Records from a collection

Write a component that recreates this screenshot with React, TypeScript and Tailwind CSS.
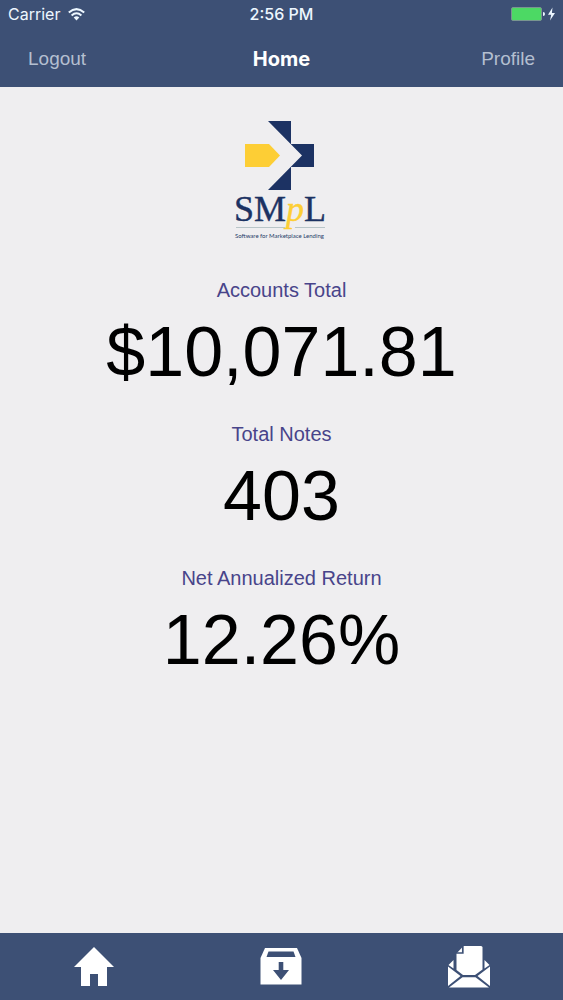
const stats = [
  { label: "Accounts Total", value: "$10,071.81" },
  { label: "Total Notes", value: "403" },
  { label: "Net Annualized Return", value: "12.26%" },
];

function StatusBar() {
  return (
    <div className="grid h-7 grid-cols-3 items-center px-2 font-['Inter',sans-serif] text-base text-[#edf7ff]">
      <div className="flex items-center gap-2">
        <span>Carrier</span>
        <svg viewBox="0 0 17 13" className="h-[13px] w-[17px]" fill="none" stroke="currentColor" strokeWidth="2" aria-label="Wi-Fi">
          <path d="M.8 4.5Q8.5-2.3 16.2 4.5" />
          <path d="M3.6 7.4Q8.5 3.1 13.4 7.4" />
          <path d="M5.7 9.5Q8.5 7 11.3 9.5L8.5 12.4Z" fill="currentColor" stroke="none" />
        </svg>
      </div>
      <span className="text-center font-medium">2:56 PM</span>
      <div className="flex justify-end">
        <svg viewBox="0 0 45 14" className="h-[14px] w-[45px]" aria-label="Battery charging">
          <rect x="1.5" y=".5" width="30" height="13" rx="1.5" fill="#4cd964" stroke="#799590" />
          <path d="M33 5Q35 5 35 7T33 9Z" fill="#edf7ff" />
          <path d="M42.500 .5L38 7.800H41.200L40 13.500L45 6H41.900Z" fill="#edf7ff" />
        </svg>
      </div>
    </div>
  );
}

function Logo() {
  return (
    <svg viewBox="0 0 96 120" className="h-[120px] w-[96px]" role="img" aria-label="SMpL">
      <g fill="#1c3263">
        <path d="M34 1H57V24H80V47H57V70H34L68 35.500Z" />
      </g>
      <path d="M11 24H35L46 35.500L35 47H11Z" fill="#fdce35" />
      <text x="0" y="101" fontSize="36" fill="#1c3263" stroke="#1c3263" strokeWidth=".4" className="font-['Liberation_Serif',serif]">
        SM<tspan fill="#fdce35" stroke="#fdce35" fontStyle="italic">p</tspan>L
      </text>
      <path d="M2 107.500H51M61 107.500H91" stroke="#b9c5c8" />
      <text x="1" y="118" fontSize="6" fill="#263c68" className="font-['Lato',sans-serif]">
        Software for Marketplace Lending
      </text>
    </svg>
  );
}

function HomeIcon() {
  return (
    <svg viewBox="0 0 40 40" className="size-10" fill="#fff">
      <path d="M20 0L40 20H33V39H24V27H16V39H7V20H0Z" />
    </svg>
  );
}

function ArchiveIcon() {
  return (
    <svg viewBox="0 0 42 40" className="h-10 w-[42px]">
      <path d="M5 1H37L41.500 11V37.500H.5V11Z" fill="#fff" />
      <path d="M8.500 4.500H33.500L35.500 10H6.500Z" fill="#3d5075" />
      <path d="M18.700 15H23.300V23H29L21 33L13 23H18.700Z" fill="#3d5075" />
    </svg>
  );
}

function MailIcon() {
  return (
    <svg viewBox="0 0 42 42" className="size-[42px]">
      <path d="M.5 19L5.500 14V22.500ZM41.500 19L36.500 14V22.500Z" fill="#fff" />
      <path d="M0 20.500L12.500 30L0 40ZM42 20.500L29.500 30L42 40Z" fill="#fff" />
      <path d="M8.500 7.500L15.500 0H33Q34.500 0 34.500 1.500V23.500L27 29H15L8.500 24Z" fill="#fff" />
      <path d="M8 7H14.800V0" fill="none" stroke="#3d5075" strokeWidth="1.700" />
      <path d="M14.500 31.300H27.500L41 41.500H1Z" fill="#fff" />
    </svg>
  );
}

const tabs = [
  { name: "Home", Icon: HomeIcon },
  { name: "Downloads", Icon: ArchiveIcon },
  { name: "Messages", Icon: MailIcon },
];

export default function App() {
  return (
    <div className="flex min-h-screen flex-col bg-[#efeef0] font-['Liberation_Sans',sans-serif]">
      <header className="bg-[#3d5075] pb-[5px]">
        <StatusBar />
        <nav className="grid h-[54px] grid-cols-3 items-center px-7 pt-2 text-[19px] leading-6 text-[#b4bfd0]">
          <button type="button" className="justify-self-start">Logout</button>
          <h1 className="text-center font-['Inter',sans-serif] text-xl leading-6 font-bold text-white">Home</h1>
          <button type="button" className="justify-self-end">Profile</button>
        </nav>
      </header>
      <main className="flex flex-1 flex-col items-center pt-[33px]">
        <Logo />
        <dl className="mt-[38px] flex flex-col gap-[30px] text-center">
          {stats.map(({ label, value }) => (
            <div key={label}>
              <dt className="text-xl leading-6 text-[#48448a]">{label}</dt>
              <dd className="mt-2.5 text-[70px] leading-[80px] text-black">{value}</dd>
            </div>
          ))}
        </dl>
      </main>
      <nav className="grid h-[67px] grid-cols-3 items-center bg-[#3d5075]">
        {tabs.map(({ name, Icon }) => (
          <button key={name} type="button" aria-label={name} className="flex h-full items-center justify-center">
            <Icon />
          </button>
        ))}
      </nav>
    </div>
  );
}
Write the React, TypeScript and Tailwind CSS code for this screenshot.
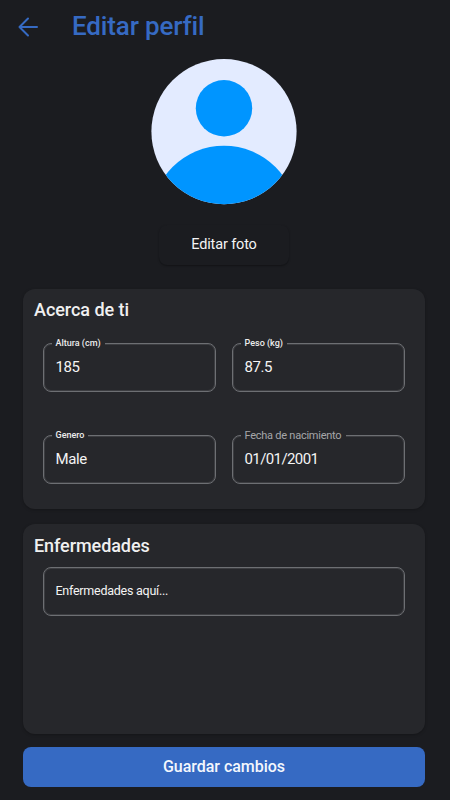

— THE PROBLEM —
Transcribe the records above exactly, leaving out every picture.

— RESPONSE BELOW —
Write a component that recreates this screenshot with React, TypeScript and Tailwind CSS.
const stats = [
  { label: "Accounts Total", value: "$10,071.81" },
  { label: "Total Notes", value: "403" },
  { label: "Net Annualized Return", value: "12.26%" },
];

function StatusBar() {
  return (
    <div className="grid h-7 grid-cols-3 items-center px-2 font-['Inter',sans-serif] text-base text-[#edf7ff]">
      <div className="flex items-center gap-2">
        <span>Carrier</span>
        <svg viewBox="0 0 17 13" className="h-[13px] w-[17px]" fill="none" stroke="currentColor" strokeWidth="2" aria-label="Wi-Fi">
          <path d="M.8 4.5Q8.5-2.3 16.2 4.5" />
          <path d="M3.6 7.4Q8.5 3.1 13.4 7.4" />
          <path d="M5.7 9.5Q8.5 7 11.3 9.5L8.5 12.4Z" fill="currentColor" stroke="none" />
        </svg>
      </div>
      <span className="text-center font-medium">2:56 PM</span>
      <div className="flex justify-end">
        <svg viewBox="0 0 45 14" className="h-[14px] w-[45px]" aria-label="Battery charging">
          <rect x="1.5" y=".5" width="30" height="13" rx="1.5" fill="#4cd964" stroke="#799590" />
          <path d="M33 5Q35 5 35 7T33 9Z" fill="#edf7ff" />
          <path d="M42.500 .5L38 7.800H41.200L40 13.500L45 6H41.900Z" fill="#edf7ff" />
        </svg>
      </div>
    </div>
  );
}

function Logo() {
  return (
    <svg viewBox="0 0 96 120" className="h-[120px] w-[96px]" role="img" aria-label="SMpL">
      <g fill="#1c3263">
        <path d="M34 1H57V24H80V47H57V70H34L68 35.500Z" />
      </g>
      <path d="M11 24H35L46 35.500L35 47H11Z" fill="#fdce35" />
      <text x="0" y="101" fontSize="36" fill="#1c3263" stroke="#1c3263" strokeWidth=".4" className="font-['Liberation_Serif',serif]">
        SM<tspan fill="#fdce35" stroke="#fdce35" fontStyle="italic">p</tspan>L
      </text>
      <path d="M2 107.500H51M61 107.500H91" stroke="#b9c5c8" />
      <text x="1" y="118" fontSize="6" fill="#263c68" className="font-['Lato',sans-serif]">
        Software for Marketplace Lending
      </text>
    </svg>
  );
}

function HomeIcon() {
  return (
    <svg viewBox="0 0 40 40" className="size-10" fill="#fff">
      <path d="M20 0L40 20H33V39H24V27H16V39H7V20H0Z" />
    </svg>
  );
}

function ArchiveIcon() {
  return (
    <svg viewBox="0 0 42 40" className="h-10 w-[42px]">
      <path d="M5 1H37L41.500 11V37.500H.5V11Z" fill="#fff" />
      <path d="M8.500 4.500H33.500L35.500 10H6.500Z" fill="#3d5075" />
      <path d="M18.700 15H23.300V23H29L21 33L13 23H18.700Z" fill="#3d5075" />
    </svg>
  );
}

function MailIcon() {
  return (
    <svg viewBox="0 0 42 42" className="size-[42px]">
      <path d="M.5 19L5.500 14V22.500ZM41.500 19L36.500 14V22.500Z" fill="#fff" />
      <path d="M0 20.500L12.500 30L0 40ZM42 20.500L29.500 30L42 40Z" fill="#fff" />
      <path d="M8.500 7.500L15.500 0H33Q34.500 0 34.500 1.500V23.500L27 29H15L8.500 24Z" fill="#fff" />
      <path d="M8 7H14.800V0" fill="none" stroke="#3d5075" strokeWidth="1.700" />
      <path d="M14.500 31.300H27.500L41 41.500H1Z" fill="#fff" />
    </svg>
  );
}

const tabs = [
  { name: "Home", Icon: HomeIcon },
  { name: "Downloads", Icon: ArchiveIcon },
  { name: "Messages", Icon: MailIcon },
];

export default function App() {
  return (
    <div className="flex min-h-screen flex-col bg-[#efeef0] font-['Liberation_Sans',sans-serif]">
      <header className="bg-[#3d5075] pb-[5px]">
        <StatusBar />
        <nav className="grid h-[54px] grid-cols-3 items-center px-7 pt-2 text-[19px] leading-6 text-[#b4bfd0]">
          <button type="button" className="justify-self-start">Logout</button>
          <h1 className="text-center font-['Inter',sans-serif] text-xl leading-6 font-bold text-white">Home</h1>
          <button type="button" className="justify-self-end">Profile</button>
        </nav>
      </header>
      <main className="flex flex-1 flex-col items-center pt-[33px]">
        <Logo />
        <dl className="mt-[38px] flex flex-col gap-[30px] text-center">
          {stats.map(({ label, value }) => (
            <div key={label}>
              <dt className="text-xl leading-6 text-[#48448a]">{label}</dt>
              <dd className="mt-2.5 text-[70px] leading-[80px] text-black">{value}</dd>
            </div>
          ))}
        </dl>
      </main>
      <nav className="grid h-[67px] grid-cols-3 items-center bg-[#3d5075]">
        {tabs.map(({ name, Icon }) => (
          <button key={name} type="button" aria-label={name} className="flex h-full items-center justify-center">
            <Icon />
          </button>
        ))}
      </nav>
    </div>
  );
}
Write the React, TypeScript and Tailwind CSS code for this screenshot.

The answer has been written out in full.